== Stored data ==
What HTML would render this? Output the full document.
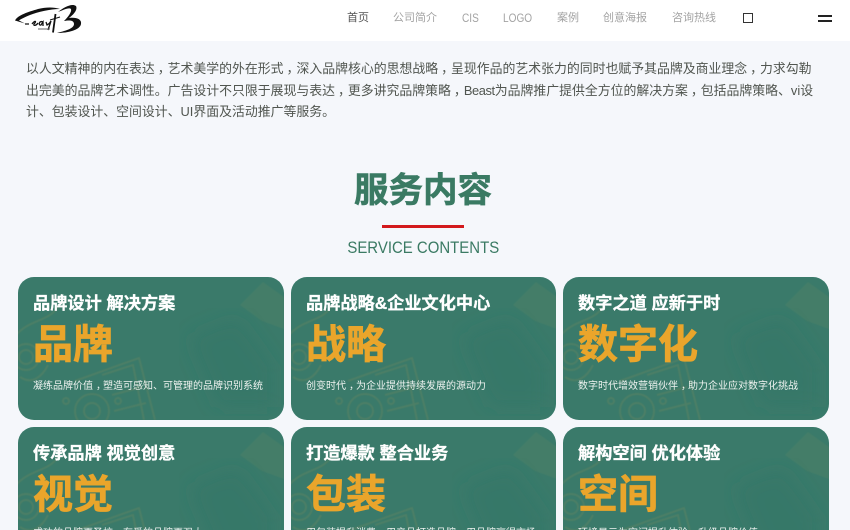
<!DOCTYPE html>
<html lang="zh"><head><meta charset="utf-8"><title>服务内容</title>
<style>
*{margin:0;padding:0;box-sizing:border-box}
html,body{width:850px;height:530px;overflow:hidden;background:#f5f7fb}
body{position:relative;font-family:"Liberation Sans","Noto Sans CJK SC",sans-serif}
.hd{position:absolute;left:0;top:0;width:850px;height:41px;background:#fff}
.nav{position:absolute;top:9.5px;font-size:11px;line-height:16px;color:#a3a3a3;white-space:nowrap}
.lat{font-size:12px;transform:scaleX(.84);transform-origin:0 50%}
.intro{position:absolute;left:26px;top:58px;width:810px;font-size:12.88px;line-height:21.7px;color:#50554f}
i{font-style:normal;position:relative;left:3px}
.h{position:absolute;left:0;width:850px;text-align:center}
.card{position:absolute;width:266px;height:143px;border-radius:16px;background:#3a7a6a;overflow:hidden;color:#fff}
.r2{height:103.5px;top:426.5px;border-radius:16px 16px 0 0}
.card svg{position:absolute;left:0;top:0}
.t,.b,.s{position:absolute;left:15px;white-space:nowrap}
.t{top:13.5px;font-size:17.2px;line-height:26px;font-weight:700;-webkit-text-stroke:.3px #fff}
.b{top:41.5px;font-size:40px;line-height:54px;font-weight:700;color:#eaa52b;-webkit-text-stroke:.7px #eaa52b}
.s{top:102.5px;font-size:10px;line-height:16px;color:#eef3f0}
.r2 .s{top:99.5px;height:4px;overflow:hidden}
</style></head><body>
<svg width="0" height="0" style="position:absolute"><defs>
<filter id="f1"><feGaussianBlur stdDeviation=".6"/></filter>
<filter id="f2"><feGaussianBlur stdDeviation="10"/></filter>
<symbol id="d" viewBox="0 0 266 143">
<g fill="none" stroke="#b59a4a" stroke-opacity=".15" stroke-width="2" filter="url(#f1)">
<circle cx="8" cy="80" r="13"/><circle cx="8" cy="80" r="7"/><path d="M-2 58C12 42 30 45 40 30M2 100C14 108 24 100 30 88"/>
<circle cx="74" cy="134" r="17"/><circle cx="74" cy="134" r="8"/><circle cx="48" cy="124" r="3"/><circle cx="100" cy="124" r="3"/>
<path d="M57 104L121 81L137 143M84 98L115 88L126 143M94 118L124 110M96 134L128 126"/>
</g>
<path d="M222 28L245 5L266 20V52L244 44Z" fill="#a89a55" fill-opacity=".09" filter="url(#f1)"/>
<path d="M170 60L220 40L256 90V130H200Z" fill="#2f7464" fill-opacity=".3" filter="url(#f2)"/>
</symbol></defs></svg>
<div class="hd"></div>
<svg style="position:absolute;left:0;top:0" width="100" height="40" viewBox="0 0 100 40">
<path d="M15 20.5C18 15 28 12 38 9C46 7 54 7 60 9C50 9 38 12 30 15C25 17 21 19 19 20.5L25 23.5L15 20.5Z" fill="#111"/>
<path d="M25 24H29M32 24C35 20 37 21 34 24C33 26 36 26 38 23M43 22C39 20 38 26 41 25L43 22V26M46 22L47 25C49 24 50 23 51 21L48 30" fill="none" stroke="#111" stroke-width="1.3"/>
<path d="M55.5 14L53 32.5" fill="none" stroke="#111" stroke-width="1.8"/>
<path d="M50 20L60 17" fill="none" stroke="#111" stroke-width="1"/>
<path d="M58 12C64 7 72 3 76 6C78 10 73 15 69 18C76 17 82 19 81 24C80 30 68 33 57 33C64 31 74 29 74 24C74 20 69 20 64 21C68 17 72 12 71 9C69 7 63 10 58 12Z" fill="#111"/>
<path d="M38 29H50" stroke="#666" stroke-width="1"/>
</svg>
<div class="nav" style="left:347px;color:#555">首页</div>
<div class="nav" style="left:393px">公司简介</div>
<div class="nav lat" style="left:462px">CIS</div>
<div class="nav lat" style="left:503px">LOGO</div>
<div class="nav" style="left:557px">案例</div>
<div class="nav" style="left:603px">创意海报</div>
<div class="nav" style="left:672px">咨询热线</div>
<div style="position:absolute;left:743px;top:13px;width:10px;height:10px;border:1.5px solid #333"></div>
<div style="position:absolute;left:818px;top:15px;width:14px;height:2px;background:#222"></div>
<div style="position:absolute;left:818px;top:19.5px;width:14px;height:2px;background:#222"></div>
<p class="intro">以人文精神的内在表达<i>，</i>艺术美学的外在形式<i>，</i>深入品牌核心的思想战略<i>，</i>呈现作品的艺术张力的同时也赋予其品牌及商业理念<i>，</i>力求勾勒<br>出完美的品牌艺术调性。广告设计不只限于展现与表达<i>，</i>更多讲究品牌策略<i>，</i><span style="letter-spacing:-.4px">Beast</span>为品牌推广提供全方位的解决方案<i>，</i>包括品牌策略、vi设<br>计、包装设计、空间设计、UI界面及活动推广等服务。</p>
<div class="h" style="top:166px;left:-2px;font-size:34.5px;line-height:50px;font-weight:700;color:#3a7a63;-webkit-text-stroke:.6px #3a7a63">服务内容</div>
<div style="position:absolute;left:382px;top:225px;width:82px;height:3px;background:#d3191c"></div>
<div class="h" style="top:237px;left:-2px;font-size:17px;line-height:22px;color:#3a7a63"><span style="display:inline-block;transform:scaleX(.88)">SERVICE CONTENTS</span></div>

<div class="card" style="left:18px;top:276.5px"><svg width="266" height="143"><use href="#d" width="266" height="143"/></svg><div class="t">品牌设计 解决方案</div><div class="b">品牌</div><div class="s">凝练品牌价值<i>，</i>塑造可感知、可管理的品牌识别系统</div></div>
<div class="card" style="left:291px;top:276.5px;width:265px"><svg width="265" height="143"><use href="#d" width="266" height="143"/></svg><div class="t">品牌战略&amp;企业文化中心</div><div class="b">战略</div><div class="s">创变时代<i>，</i>为企业提供持续发展的源动力</div></div>
<div class="card" style="left:563px;top:276.5px"><svg width="266" height="143"><use href="#d" width="266" height="143"/></svg><div class="t">数字之道 应新于时</div><div class="b">数字化</div><div class="s">数字时代增效营销伙伴<i>，</i>助力企业应对数字化挑战</div></div>
<div class="card r2" style="left:18px"><svg width="266" height="103"><use href="#d" width="266" height="143"/></svg><div class="t">传承品牌 视觉创意</div><div class="b">视觉</div><div class="s">成功的品牌更圣校<i>，</i>有爱的品牌更强大</div></div>
<div class="card r2" style="left:291px;width:265px"><svg width="265" height="103"><use href="#d" width="266" height="143"/></svg><div class="t">打造爆款 整合业务</div><div class="b">包装</div><div class="s">用包装提升消费<i>，</i>用产品打造品牌<i>，</i>用品牌赢得市场</div></div>
<div class="card r2" style="left:563px"><svg width="266" height="103"><use href="#d" width="266" height="143"/></svg><div class="t">解构空间 优化体验</div><div class="b">空间</div><div class="s">环境显示为空间提升体验<i>，</i>升级品牌价值</div></div>
</body></html>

== Short exercise ==
Produce an exact copy of each line of data, skipping embedded images.

== Right answer ==
What HTML would render this? Output the full document.
<!DOCTYPE html>
<html lang="zh"><head><meta charset="utf-8"><title>服务内容</title>
<style>
*{margin:0;padding:0;box-sizing:border-box}
html,body{width:850px;height:530px;overflow:hidden;background:#f5f7fb}
body{position:relative;font-family:"Liberation Sans","Noto Sans CJK SC",sans-serif}
.hd{position:absolute;left:0;top:0;width:850px;height:41px;background:#fff}
.nav{position:absolute;top:9.5px;font-size:11px;line-height:16px;color:#a3a3a3;white-space:nowrap}
.lat{font-size:12px;transform:scaleX(.84);transform-origin:0 50%}
.intro{position:absolute;left:26px;top:58px;width:810px;font-size:12.88px;line-height:21.7px;color:#50554f}
i{font-style:normal;position:relative;left:3px}
.h{position:absolute;left:0;width:850px;text-align:center}
.card{position:absolute;width:266px;height:143px;border-radius:16px;background:#3a7a6a;overflow:hidden;color:#fff}
.r2{height:103.5px;top:426.5px;border-radius:16px 16px 0 0}
.card svg{position:absolute;left:0;top:0}
.t,.b,.s{position:absolute;left:15px;white-space:nowrap}
.t{top:13.5px;font-size:17.2px;line-height:26px;font-weight:700;-webkit-text-stroke:.3px #fff}
.b{top:41.5px;font-size:40px;line-height:54px;font-weight:700;color:#eaa52b;-webkit-text-stroke:.7px #eaa52b}
.s{top:102.5px;font-size:10px;line-height:16px;color:#eef3f0}
.r2 .s{top:99.5px;height:4px;overflow:hidden}
</style></head><body>
<svg width="0" height="0" style="position:absolute"><defs>
<filter id="f1"><feGaussianBlur stdDeviation=".6"/></filter>
<filter id="f2"><feGaussianBlur stdDeviation="10"/></filter>
<symbol id="d" viewBox="0 0 266 143">
<g fill="none" stroke="#b59a4a" stroke-opacity=".15" stroke-width="2" filter="url(#f1)">
<circle cx="8" cy="80" r="13"/><circle cx="8" cy="80" r="7"/><path d="M-2 58C12 42 30 45 40 30M2 100C14 108 24 100 30 88"/>
<circle cx="74" cy="134" r="17"/><circle cx="74" cy="134" r="8"/><circle cx="48" cy="124" r="3"/><circle cx="100" cy="124" r="3"/>
<path d="M57 104L121 81L137 143M84 98L115 88L126 143M94 118L124 110M96 134L128 126"/>
</g>
<path d="M222 28L245 5L266 20V52L244 44Z" fill="#a89a55" fill-opacity=".09" filter="url(#f1)"/>
<path d="M170 60L220 40L256 90V130H200Z" fill="#2f7464" fill-opacity=".3" filter="url(#f2)"/>
</symbol></defs></svg>
<div class="hd"></div>
<svg style="position:absolute;left:0;top:0" width="100" height="40" viewBox="0 0 100 40">
<path d="M15 20.5C18 15 28 12 38 9C46 7 54 7 60 9C50 9 38 12 30 15C25 17 21 19 19 20.5L25 23.5L15 20.5Z" fill="#111"/>
<path d="M25 24H29M32 24C35 20 37 21 34 24C33 26 36 26 38 23M43 22C39 20 38 26 41 25L43 22V26M46 22L47 25C49 24 50 23 51 21L48 30" fill="none" stroke="#111" stroke-width="1.3"/>
<path d="M55.5 14L53 32.5" fill="none" stroke="#111" stroke-width="1.8"/>
<path d="M50 20L60 17" fill="none" stroke="#111" stroke-width="1"/>
<path d="M58 12C64 7 72 3 76 6C78 10 73 15 69 18C76 17 82 19 81 24C80 30 68 33 57 33C64 31 74 29 74 24C74 20 69 20 64 21C68 17 72 12 71 9C69 7 63 10 58 12Z" fill="#111"/>
<path d="M38 29H50" stroke="#666" stroke-width="1"/>
</svg>
<div class="nav" style="left:347px;color:#555">首页</div>
<div class="nav" style="left:393px">公司简介</div>
<div class="nav lat" style="left:462px">CIS</div>
<div class="nav lat" style="left:503px">LOGO</div>
<div class="nav" style="left:557px">案例</div>
<div class="nav" style="left:603px">创意海报</div>
<div class="nav" style="left:672px">咨询热线</div>
<div style="position:absolute;left:743px;top:13px;width:10px;height:10px;border:1.5px solid #333"></div>
<div style="position:absolute;left:818px;top:15px;width:14px;height:2px;background:#222"></div>
<div style="position:absolute;left:818px;top:19.5px;width:14px;height:2px;background:#222"></div>
<p class="intro">以人文精神的内在表达<i>，</i>艺术美学的外在形式<i>，</i>深入品牌核心的思想战略<i>，</i>呈现作品的艺术张力的同时也赋予其品牌及商业理念<i>，</i>力求勾勒<br>出完美的品牌艺术调性。广告设计不只限于展现与表达<i>，</i>更多讲究品牌策略<i>，</i><span style="letter-spacing:-.4px">Beast</span>为品牌推广提供全方位的解决方案<i>，</i>包括品牌策略、vi设<br>计、包装设计、空间设计、UI界面及活动推广等服务。</p>
<div class="h" style="top:166px;left:-2px;font-size:34.5px;line-height:50px;font-weight:700;color:#3a7a63;-webkit-text-stroke:.6px #3a7a63">服务内容</div>
<div style="position:absolute;left:382px;top:225px;width:82px;height:3px;background:#d3191c"></div>
<div class="h" style="top:237px;left:-2px;font-size:17px;line-height:22px;color:#3a7a63"><span style="display:inline-block;transform:scaleX(.88)">SERVICE CONTENTS</span></div>

<div class="card" style="left:18px;top:276.5px"><svg width="266" height="143"><use href="#d" width="266" height="143"/></svg><div class="t">品牌设计 解决方案</div><div class="b">品牌</div><div class="s">凝练品牌价值<i>，</i>塑造可感知、可管理的品牌识别系统</div></div>
<div class="card" style="left:291px;top:276.5px;width:265px"><svg width="265" height="143"><use href="#d" width="266" height="143"/></svg><div class="t">品牌战略&amp;企业文化中心</div><div class="b">战略</div><div class="s">创变时代<i>，</i>为企业提供持续发展的源动力</div></div>
<div class="card" style="left:563px;top:276.5px"><svg width="266" height="143"><use href="#d" width="266" height="143"/></svg><div class="t">数字之道 应新于时</div><div class="b">数字化</div><div class="s">数字时代增效营销伙伴<i>，</i>助力企业应对数字化挑战</div></div>
<div class="card r2" style="left:18px"><svg width="266" height="103"><use href="#d" width="266" height="143"/></svg><div class="t">传承品牌 视觉创意</div><div class="b">视觉</div><div class="s">成功的品牌更圣校<i>，</i>有爱的品牌更强大</div></div>
<div class="card r2" style="left:291px;width:265px"><svg width="265" height="103"><use href="#d" width="266" height="143"/></svg><div class="t">打造爆款 整合业务</div><div class="b">包装</div><div class="s">用包装提升消费<i>，</i>用产品打造品牌<i>，</i>用品牌赢得市场</div></div>
<div class="card r2" style="left:563px"><svg width="266" height="103"><use href="#d" width="266" height="143"/></svg><div class="t">解构空间 优化体验</div><div class="b">空间</div><div class="s">环境显示为空间提升体验<i>，</i>升级品牌价值</div></div>
</body></html>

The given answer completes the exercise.